Your goal: All the data should come back exactly as it was given.

Recorded information:
►
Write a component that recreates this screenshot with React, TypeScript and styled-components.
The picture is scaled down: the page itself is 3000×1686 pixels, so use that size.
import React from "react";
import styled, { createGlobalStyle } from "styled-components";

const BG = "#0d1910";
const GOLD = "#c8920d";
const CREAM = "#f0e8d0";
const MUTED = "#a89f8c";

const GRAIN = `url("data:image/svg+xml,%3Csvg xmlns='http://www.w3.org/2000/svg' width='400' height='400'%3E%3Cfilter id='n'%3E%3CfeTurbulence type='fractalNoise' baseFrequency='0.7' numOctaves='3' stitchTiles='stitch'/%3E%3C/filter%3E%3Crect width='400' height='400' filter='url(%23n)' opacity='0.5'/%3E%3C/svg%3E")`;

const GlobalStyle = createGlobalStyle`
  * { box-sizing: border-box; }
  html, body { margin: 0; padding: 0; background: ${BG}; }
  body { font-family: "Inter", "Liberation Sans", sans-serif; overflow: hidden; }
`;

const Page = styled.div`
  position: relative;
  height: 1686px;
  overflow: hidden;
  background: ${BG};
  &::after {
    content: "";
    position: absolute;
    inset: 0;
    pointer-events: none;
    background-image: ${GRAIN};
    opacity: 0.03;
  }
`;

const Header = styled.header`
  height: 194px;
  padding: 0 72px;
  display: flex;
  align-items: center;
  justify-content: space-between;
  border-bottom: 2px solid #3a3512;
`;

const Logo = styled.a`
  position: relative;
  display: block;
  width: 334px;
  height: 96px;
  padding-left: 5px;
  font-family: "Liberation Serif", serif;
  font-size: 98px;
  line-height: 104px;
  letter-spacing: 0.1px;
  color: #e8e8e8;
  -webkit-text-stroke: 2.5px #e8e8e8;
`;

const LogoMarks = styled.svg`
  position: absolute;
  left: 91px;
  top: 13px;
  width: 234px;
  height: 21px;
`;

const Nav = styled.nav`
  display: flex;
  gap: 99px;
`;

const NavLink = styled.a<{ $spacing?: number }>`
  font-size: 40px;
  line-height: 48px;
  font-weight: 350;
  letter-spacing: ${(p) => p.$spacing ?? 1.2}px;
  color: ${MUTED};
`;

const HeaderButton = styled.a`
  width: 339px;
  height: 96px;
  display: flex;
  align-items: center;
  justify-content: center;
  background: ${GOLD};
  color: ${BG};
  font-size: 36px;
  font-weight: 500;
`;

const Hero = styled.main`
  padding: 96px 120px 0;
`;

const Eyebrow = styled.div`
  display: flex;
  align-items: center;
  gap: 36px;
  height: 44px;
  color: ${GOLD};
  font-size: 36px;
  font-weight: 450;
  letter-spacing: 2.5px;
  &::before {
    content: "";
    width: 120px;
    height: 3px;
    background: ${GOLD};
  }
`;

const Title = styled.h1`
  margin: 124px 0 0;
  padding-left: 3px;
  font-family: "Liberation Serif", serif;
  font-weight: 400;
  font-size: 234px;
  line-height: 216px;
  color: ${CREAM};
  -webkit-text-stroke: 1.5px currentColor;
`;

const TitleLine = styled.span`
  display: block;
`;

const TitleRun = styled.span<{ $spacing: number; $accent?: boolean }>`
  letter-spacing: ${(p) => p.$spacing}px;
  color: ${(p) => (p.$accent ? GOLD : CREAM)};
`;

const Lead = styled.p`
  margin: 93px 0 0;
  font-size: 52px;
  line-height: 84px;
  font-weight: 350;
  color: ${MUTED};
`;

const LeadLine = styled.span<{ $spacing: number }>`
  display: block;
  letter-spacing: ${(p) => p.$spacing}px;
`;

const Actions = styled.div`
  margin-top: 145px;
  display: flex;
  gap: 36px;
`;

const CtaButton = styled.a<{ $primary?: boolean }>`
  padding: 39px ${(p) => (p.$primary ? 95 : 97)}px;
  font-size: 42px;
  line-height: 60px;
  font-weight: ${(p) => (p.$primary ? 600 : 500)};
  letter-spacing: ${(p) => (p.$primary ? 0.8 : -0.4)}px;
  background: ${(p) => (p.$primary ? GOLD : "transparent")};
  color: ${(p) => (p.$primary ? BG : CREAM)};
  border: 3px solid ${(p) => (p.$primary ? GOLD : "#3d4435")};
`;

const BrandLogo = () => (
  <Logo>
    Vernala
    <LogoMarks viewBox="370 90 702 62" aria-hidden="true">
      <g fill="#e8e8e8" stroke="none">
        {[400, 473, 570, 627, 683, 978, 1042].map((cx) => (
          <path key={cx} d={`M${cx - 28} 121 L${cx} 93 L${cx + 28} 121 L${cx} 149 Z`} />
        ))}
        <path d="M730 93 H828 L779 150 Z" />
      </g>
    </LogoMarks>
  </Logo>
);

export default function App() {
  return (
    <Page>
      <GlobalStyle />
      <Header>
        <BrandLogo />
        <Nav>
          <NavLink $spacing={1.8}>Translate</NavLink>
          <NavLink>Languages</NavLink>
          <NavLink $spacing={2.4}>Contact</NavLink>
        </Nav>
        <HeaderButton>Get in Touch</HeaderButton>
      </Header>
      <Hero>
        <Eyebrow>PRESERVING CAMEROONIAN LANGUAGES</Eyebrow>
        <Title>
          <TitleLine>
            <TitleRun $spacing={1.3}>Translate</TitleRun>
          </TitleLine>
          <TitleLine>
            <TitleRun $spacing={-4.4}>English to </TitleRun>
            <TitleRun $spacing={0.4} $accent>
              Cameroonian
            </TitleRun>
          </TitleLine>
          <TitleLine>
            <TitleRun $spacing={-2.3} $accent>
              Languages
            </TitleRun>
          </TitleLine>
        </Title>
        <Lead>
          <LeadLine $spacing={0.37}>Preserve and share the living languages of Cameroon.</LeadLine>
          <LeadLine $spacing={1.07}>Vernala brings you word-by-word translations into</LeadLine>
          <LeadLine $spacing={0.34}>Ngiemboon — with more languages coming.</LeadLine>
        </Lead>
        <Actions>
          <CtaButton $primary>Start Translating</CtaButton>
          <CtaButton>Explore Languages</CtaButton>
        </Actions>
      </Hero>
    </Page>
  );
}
◄
Task solution:
Write a component that recreates this screenshot with React, TypeScript and styled-components.
The picture is scaled down: the page itself is 3000×1686 pixels, so use that size.
import React from "react";
import styled, { createGlobalStyle } from "styled-components";

const BG = "#0d1910";
const GOLD = "#c8920d";
const CREAM = "#f0e8d0";
const MUTED = "#a89f8c";

const GRAIN = `url("data:image/svg+xml,%3Csvg xmlns='http://www.w3.org/2000/svg' width='400' height='400'%3E%3Cfilter id='n'%3E%3CfeTurbulence type='fractalNoise' baseFrequency='0.7' numOctaves='3' stitchTiles='stitch'/%3E%3C/filter%3E%3Crect width='400' height='400' filter='url(%23n)' opacity='0.5'/%3E%3C/svg%3E")`;

const GlobalStyle = createGlobalStyle`
  * { box-sizing: border-box; }
  html, body { margin: 0; padding: 0; background: ${BG}; }
  body { font-family: "Inter", "Liberation Sans", sans-serif; overflow: hidden; }
`;

const Page = styled.div`
  position: relative;
  height: 1686px;
  overflow: hidden;
  background: ${BG};
  &::after {
    content: "";
    position: absolute;
    inset: 0;
    pointer-events: none;
    background-image: ${GRAIN};
    opacity: 0.03;
  }
`;

const Header = styled.header`
  height: 194px;
  padding: 0 72px;
  display: flex;
  align-items: center;
  justify-content: space-between;
  border-bottom: 2px solid #3a3512;
`;

const Logo = styled.a`
  position: relative;
  display: block;
  width: 334px;
  height: 96px;
  padding-left: 5px;
  font-family: "Liberation Serif", serif;
  font-size: 98px;
  line-height: 104px;
  letter-spacing: 0.1px;
  color: #e8e8e8;
  -webkit-text-stroke: 2.5px #e8e8e8;
`;

const LogoMarks = styled.svg`
  position: absolute;
  left: 91px;
  top: 13px;
  width: 234px;
  height: 21px;
`;

const Nav = styled.nav`
  display: flex;
  gap: 99px;
`;

const NavLink = styled.a<{ $spacing?: number }>`
  font-size: 40px;
  line-height: 48px;
  font-weight: 350;
  letter-spacing: ${(p) => p.$spacing ?? 1.2}px;
  color: ${MUTED};
`;

const HeaderButton = styled.a`
  width: 339px;
  height: 96px;
  display: flex;
  align-items: center;
  justify-content: center;
  background: ${GOLD};
  color: ${BG};
  font-size: 36px;
  font-weight: 500;
`;

const Hero = styled.main`
  padding: 96px 120px 0;
`;

const Eyebrow = styled.div`
  display: flex;
  align-items: center;
  gap: 36px;
  height: 44px;
  color: ${GOLD};
  font-size: 36px;
  font-weight: 450;
  letter-spacing: 2.5px;
  &::before {
    content: "";
    width: 120px;
    height: 3px;
    background: ${GOLD};
  }
`;

const Title = styled.h1`
  margin: 124px 0 0;
  padding-left: 3px;
  font-family: "Liberation Serif", serif;
  font-weight: 400;
  font-size: 234px;
  line-height: 216px;
  color: ${CREAM};
  -webkit-text-stroke: 1.5px currentColor;
`;

const TitleLine = styled.span`
  display: block;
`;

const TitleRun = styled.span<{ $spacing: number; $accent?: boolean }>`
  letter-spacing: ${(p) => p.$spacing}px;
  color: ${(p) => (p.$accent ? GOLD : CREAM)};
`;

const Lead = styled.p`
  margin: 93px 0 0;
  font-size: 52px;
  line-height: 84px;
  font-weight: 350;
  color: ${MUTED};
`;

const LeadLine = styled.span<{ $spacing: number }>`
  display: block;
  letter-spacing: ${(p) => p.$spacing}px;
`;

const Actions = styled.div`
  margin-top: 145px;
  display: flex;
  gap: 36px;
`;

const CtaButton = styled.a<{ $primary?: boolean }>`
  padding: 39px ${(p) => (p.$primary ? 95 : 97)}px;
  font-size: 42px;
  line-height: 60px;
  font-weight: ${(p) => (p.$primary ? 600 : 500)};
  letter-spacing: ${(p) => (p.$primary ? 0.8 : -0.4)}px;
  background: ${(p) => (p.$primary ? GOLD : "transparent")};
  color: ${(p) => (p.$primary ? BG : CREAM)};
  border: 3px solid ${(p) => (p.$primary ? GOLD : "#3d4435")};
`;

const BrandLogo = () => (
  <Logo>
    Vernala
    <LogoMarks viewBox="370 90 702 62" aria-hidden="true">
      <g fill="#e8e8e8" stroke="none">
        {[400, 473, 570, 627, 683, 978, 1042].map((cx) => (
          <path key={cx} d={`M${cx - 28} 121 L${cx} 93 L${cx + 28} 121 L${cx} 149 Z`} />
        ))}
        <path d="M730 93 H828 L779 150 Z" />
      </g>
    </LogoMarks>
  </Logo>
);

export default function App() {
  return (
    <Page>
      <GlobalStyle />
      <Header>
        <BrandLogo />
        <Nav>
          <NavLink $spacing={1.8}>Translate</NavLink>
          <NavLink>Languages</NavLink>
          <NavLink $spacing={2.4}>Contact</NavLink>
        </Nav>
        <HeaderButton>Get in Touch</HeaderButton>
      </Header>
      <Hero>
        <Eyebrow>PRESERVING CAMEROONIAN LANGUAGES</Eyebrow>
        <Title>
          <TitleLine>
            <TitleRun $spacing={1.3}>Translate</TitleRun>
          </TitleLine>
          <TitleLine>
            <TitleRun $spacing={-4.4}>English to </TitleRun>
            <TitleRun $spacing={0.4} $accent>
              Cameroonian
            </TitleRun>
          </TitleLine>
          <TitleLine>
            <TitleRun $spacing={-2.3} $accent>
              Languages
            </TitleRun>
          </TitleLine>
        </Title>
        <Lead>
          <LeadLine $spacing={0.37}>Preserve and share the living languages of Cameroon.</LeadLine>
          <LeadLine $spacing={1.07}>Vernala brings you word-by-word translations into</LeadLine>
          <LeadLine $spacing={0.34}>Ngiemboon — with more languages coming.</LeadLine>
        </Lead>
        <Actions>
          <CtaButton $primary>Start Translating</CtaButton>
          <CtaButton>Explore Languages</CtaButton>
        </Actions>
      </Hero>
    </Page>
  );
}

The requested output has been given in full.